I guess that when I first ‘joined’ the makeup community I lost a little bit of confidence. Everybody looked so good both without makeup and with makeup on. Everybody used techniques and colors I couldn’t do or wouldn’t suit me. Everybody pushes products and had stashes of makeup while I had decision anxiety if I owned more than one foundation.
But in time I learned to just be myself and take from the community the information I need and suits me.

Yes. I’ve learned about strategic placement which has made a huge difference. Also I feel like I’ve gone through a few make up trends and instead of following them absent-mindedly, I feel like I can be discerning and incorporate or pass based on personal preferences.

I always feel more confident when I have my makeup on – it adds colour to my face and it seems to reflect my personality. I also love having a place here, with other beauty lovers to discuss and learn about quality makeup products. No-one else I know quite likes makeup as much as I do in my world and it’s wonderful to share opinions and ideas from those all around the world.

My sister loves makeup as much as I do but she lives in another city. So I love to come here where everyone is on the same page as me. I have grown so much in my life that I can now go out without makeup applied, whereas a few years ago I wouldn’t have even dreamed of that day.

Insomuch as I can walk into a Sephora (for example) and not feel overwhelmed, as I used to. I understand what products are, how to use them and if they will or will not work for me. That’s a lot of trial and error too, but if I hadn’t started watching videos and following Temptalia, I’d still be standing like a deer-in-the-headlights in front of the Urban Decay display shelves not realizing if I take a few more steps into the store I’d discover Becca, Hourglass and Natasha Denona…

Makeup hasn’t really done anything for my confidence. Maybe alittle when I was a teen.
My confidence has come from setting goals in my life and accomplishing them mainly in my career.

It’s a fun outlet for me.

Wow…I love reading everyone’s reflections and how I’ve also had at one point or another had those thoughts. One reflection that I didn’t see anyone particularly write about was that after years of involvement in the beauty community, it helped me expand my understanding of surface beauty in people a lot more. Surface beauty can have many standards (aside from the golden ratio or Hollywood good looks). Just as I can admire the “flawless” beauty of a young model or actress, there is also beauty to admire in someone in their twilight years–rich with wrinkles and somehow able to radiate their experience in life.

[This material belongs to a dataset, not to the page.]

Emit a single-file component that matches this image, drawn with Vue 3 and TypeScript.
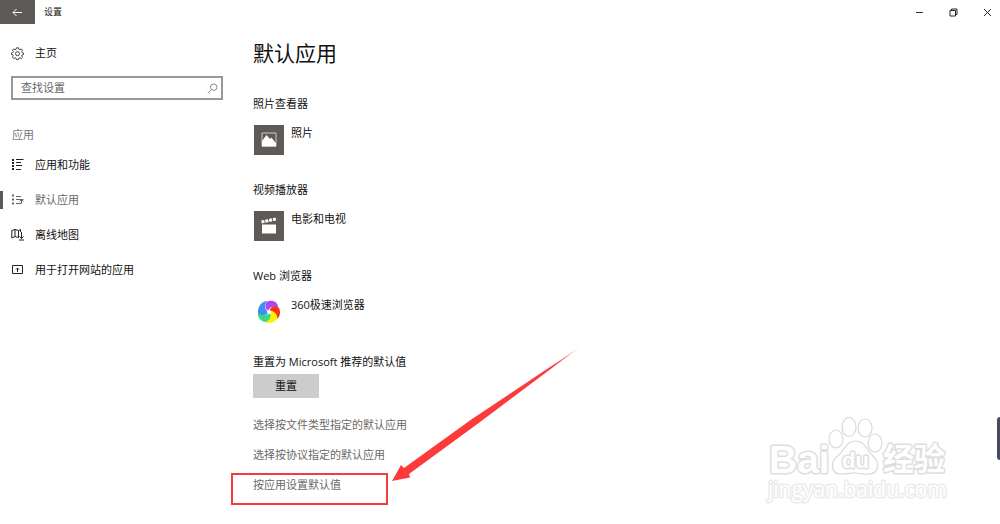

This understanding has led me to appreciate my own beauty and the beauty I see in others around me, thus boosting my self confidence.

Growing up, I was self-conscious–my understanding of beauty was limited to magazines and my mother’s tendency to rate the beauty of women onscreen aloud. These models, actresses, and beauty pageant contestants looked otherworldly to me. Now that I understand exactly how beauty products are used, I know how much effort it can take to look camera-ready. They’re just good-looking people that can blend in with the “normal” population (and not actually otherworldly). It’s also helped me pay attention to the sort of beauty you don’t see onscreen as much– I was previously too focused on a minor subset of the population that would fit the Hollywood good looks, and that can be boring–to see the same old thing over and over. There’s so much more surface beauty in our general population that range in all sorts of shapes, sizes, colors, textures, ages etc. Part of the fun is to look for it.

I have always been super into makeup, but didn’t really know people like me. Sure, here and there I’d meet another woman who wore it every day and claimed to be into it, but they were never at my level of passion (obsession?) about it. I felt almost guilty, like my collection was freakishly huge.

When I found this blog, I don’t remember how, and then the YouTube beauty community, I stopped feeling weird. Yes, I learned about things I hadn’t known about in makeup, but mostly, I found other people that actually got excited about it like I did. I never actually met others who love it like I do.

So that’s increased my confidence in that I feel less weird about it.